> _Prompt_:
Write out the listing below without alteration, omitting its pictures.

·····

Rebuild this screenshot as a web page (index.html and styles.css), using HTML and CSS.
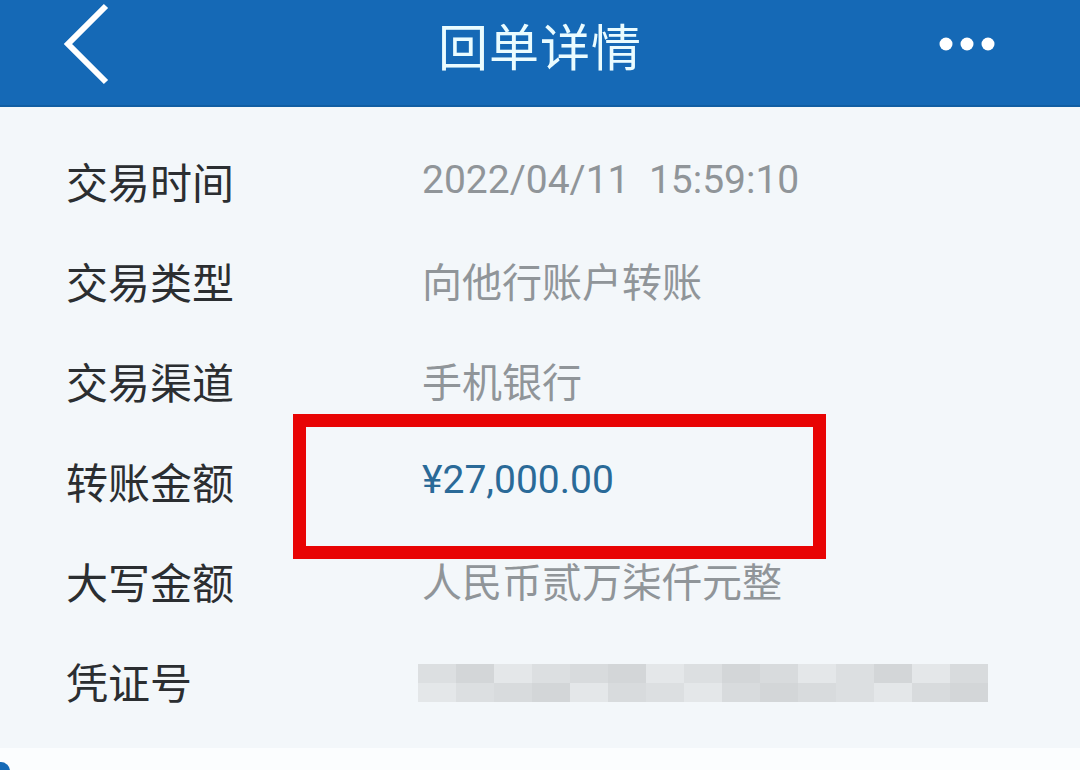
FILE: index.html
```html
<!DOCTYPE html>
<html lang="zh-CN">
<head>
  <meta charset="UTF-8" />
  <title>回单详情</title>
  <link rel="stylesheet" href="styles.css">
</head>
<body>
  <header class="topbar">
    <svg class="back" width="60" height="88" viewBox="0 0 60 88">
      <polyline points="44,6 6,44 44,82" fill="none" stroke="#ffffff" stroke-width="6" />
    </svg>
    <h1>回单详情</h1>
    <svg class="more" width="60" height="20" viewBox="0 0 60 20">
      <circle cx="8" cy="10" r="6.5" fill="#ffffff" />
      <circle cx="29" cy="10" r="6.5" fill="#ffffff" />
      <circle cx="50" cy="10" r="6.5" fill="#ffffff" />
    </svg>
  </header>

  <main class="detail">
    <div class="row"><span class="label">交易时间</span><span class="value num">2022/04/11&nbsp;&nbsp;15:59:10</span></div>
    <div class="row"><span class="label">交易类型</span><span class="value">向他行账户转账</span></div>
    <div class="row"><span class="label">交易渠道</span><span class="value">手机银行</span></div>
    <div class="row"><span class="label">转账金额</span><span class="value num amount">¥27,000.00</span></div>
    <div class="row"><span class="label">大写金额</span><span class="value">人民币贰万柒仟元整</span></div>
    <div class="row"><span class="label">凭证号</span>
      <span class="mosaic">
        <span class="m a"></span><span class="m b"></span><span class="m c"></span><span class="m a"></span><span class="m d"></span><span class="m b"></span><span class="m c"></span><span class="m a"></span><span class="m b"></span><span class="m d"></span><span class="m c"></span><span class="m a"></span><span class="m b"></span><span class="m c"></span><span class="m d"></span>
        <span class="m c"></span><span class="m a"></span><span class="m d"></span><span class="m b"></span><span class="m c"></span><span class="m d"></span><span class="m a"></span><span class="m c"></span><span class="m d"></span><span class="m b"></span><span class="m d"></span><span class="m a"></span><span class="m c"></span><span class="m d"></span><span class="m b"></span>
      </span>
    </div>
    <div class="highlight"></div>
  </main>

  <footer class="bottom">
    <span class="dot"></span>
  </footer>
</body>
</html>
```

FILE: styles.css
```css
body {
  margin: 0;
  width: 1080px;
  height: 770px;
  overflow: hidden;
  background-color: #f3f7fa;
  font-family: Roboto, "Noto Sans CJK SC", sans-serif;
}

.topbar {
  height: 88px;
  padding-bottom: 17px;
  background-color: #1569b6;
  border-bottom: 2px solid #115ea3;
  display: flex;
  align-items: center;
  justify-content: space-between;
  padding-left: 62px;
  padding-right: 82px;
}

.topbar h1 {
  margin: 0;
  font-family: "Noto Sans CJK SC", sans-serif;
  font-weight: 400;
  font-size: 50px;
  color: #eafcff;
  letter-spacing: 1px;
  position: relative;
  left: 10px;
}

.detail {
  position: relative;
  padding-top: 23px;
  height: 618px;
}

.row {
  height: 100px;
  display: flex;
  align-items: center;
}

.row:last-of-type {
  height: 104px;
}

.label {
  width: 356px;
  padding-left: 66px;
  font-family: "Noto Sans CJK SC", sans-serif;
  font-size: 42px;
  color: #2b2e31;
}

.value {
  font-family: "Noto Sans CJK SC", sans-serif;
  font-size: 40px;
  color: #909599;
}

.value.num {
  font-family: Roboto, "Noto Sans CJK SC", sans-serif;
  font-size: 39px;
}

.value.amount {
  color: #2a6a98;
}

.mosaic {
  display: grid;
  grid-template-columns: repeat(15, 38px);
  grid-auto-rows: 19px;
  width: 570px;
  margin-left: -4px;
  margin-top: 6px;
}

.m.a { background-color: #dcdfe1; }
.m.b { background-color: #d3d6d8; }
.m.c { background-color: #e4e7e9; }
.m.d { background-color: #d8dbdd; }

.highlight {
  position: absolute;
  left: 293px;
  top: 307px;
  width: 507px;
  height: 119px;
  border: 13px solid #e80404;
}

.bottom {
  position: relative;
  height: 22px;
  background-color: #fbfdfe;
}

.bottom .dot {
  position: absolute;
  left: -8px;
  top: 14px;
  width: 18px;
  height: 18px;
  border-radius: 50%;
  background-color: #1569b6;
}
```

·····

> _Exercise result_:
Rebuild this screenshot as a web page (index.html and styles.css), using HTML and CSS.
FILE: index.html
```html
<!DOCTYPE html>
<html lang="zh-CN">
<head>
  <meta charset="UTF-8" />
  <title>回单详情</title>
  <link rel="stylesheet" href="styles.css">
</head>
<body>
  <header class="topbar">
    <svg class="back" width="60" height="88" viewBox="0 0 60 88">
      <polyline points="44,6 6,44 44,82" fill="none" stroke="#ffffff" stroke-width="6" />
    </svg>
    <h1>回单详情</h1>
    <svg class="more" width="60" height="20" viewBox="0 0 60 20">
      <circle cx="8" cy="10" r="6.5" fill="#ffffff" />
      <circle cx="29" cy="10" r="6.5" fill="#ffffff" />
      <circle cx="50" cy="10" r="6.5" fill="#ffffff" />
    </svg>
  </header>

  <main class="detail">
    <div class="row"><span class="label">交易时间</span><span class="value num">2022/04/11&nbsp;&nbsp;15:59:10</span></div>
    <div class="row"><span class="label">交易类型</span><span class="value">向他行账户转账</span></div>
    <div class="row"><span class="label">交易渠道</span><span class="value">手机银行</span></div>
    <div class="row"><span class="label">转账金额</span><span class="value num amount">¥27,000.00</span></div>
    <div class="row"><span class="label">大写金额</span><span class="value">人民币贰万柒仟元整</span></div>
    <div class="row"><span class="label">凭证号</span>
      <span class="mosaic">
        <span class="m a"></span><span class="m b"></span><span class="m c"></span><span class="m a"></span><span class="m d"></span><span class="m b"></span><span class="m c"></span><span class="m a"></span><span class="m b"></span><span class="m d"></span><span class="m c"></span><span class="m a"></span><span class="m b"></span><span class="m c"></span><span class="m d"></span>
        <span class="m c"></span><span class="m a"></span><span class="m d"></span><span class="m b"></span><span class="m c"></span><span class="m d"></span><span class="m a"></span><span class="m c"></span><span class="m d"></span><span class="m b"></span><span class="m d"></span><span class="m a"></span><span class="m c"></span><span class="m d"></span><span class="m b"></span>
      </span>
    </div>
    <div class="highlight"></div>
  </main>

  <footer class="bottom">
    <span class="dot"></span>
  </footer>
</body>
</html>
```

FILE: styles.css
```css
body {
  margin: 0;
  width: 1080px;
  height: 770px;
  overflow: hidden;
  background-color: #f3f7fa;
  font-family: Roboto, "Noto Sans CJK SC", sans-serif;
}

.topbar {
  height: 88px;
  padding-bottom: 17px;
  background-color: #1569b6;
  border-bottom: 2px solid #115ea3;
  display: flex;
  align-items: center;
  justify-content: space-between;
  padding-left: 62px;
  padding-right: 82px;
}

.topbar h1 {
  margin: 0;
  font-family: "Noto Sans CJK SC", sans-serif;
  font-weight: 400;
  font-size: 50px;
  color: #eafcff;
  letter-spacing: 1px;
  position: relative;
  left: 10px;
}

.detail {
  position: relative;
  padding-top: 23px;
  height: 618px;
}

.row {
  height: 100px;
  display: flex;
  align-items: center;
}

.row:last-of-type {
  height: 104px;
}

.label {
  width: 356px;
  padding-left: 66px;
  font-family: "Noto Sans CJK SC", sans-serif;
  font-size: 42px;
  color: #2b2e31;
}

.value {
  font-family: "Noto Sans CJK SC", sans-serif;
  font-size: 40px;
  color: #909599;
}

.value.num {
  font-family: Roboto, "Noto Sans CJK SC", sans-serif;
  font-size: 39px;
}

.value.amount {
  color: #2a6a98;
}

.mosaic {
  display: grid;
  grid-template-columns: repeat(15, 38px);
  grid-auto-rows: 19px;
  width: 570px;
  margin-left: -4px;
  margin-top: 6px;
}

.m.a { background-color: #dcdfe1; }
.m.b { background-color: #d3d6d8; }
.m.c { background-color: #e4e7e9; }
.m.d { background-color: #d8dbdd; }

.highlight {
  position: absolute;
  left: 293px;
  top: 307px;
  width: 507px;
  height: 119px;
  border: 13px solid #e80404;
}

.bottom {
  position: relative;
  height: 22px;
  background-color: #fbfdfe;
}

.bottom .dot {
  position: absolute;
  left: -8px;
  top: 14px;
  width: 18px;
  height: 18px;
  border-radius: 50%;
  background-color: #1569b6;
}
```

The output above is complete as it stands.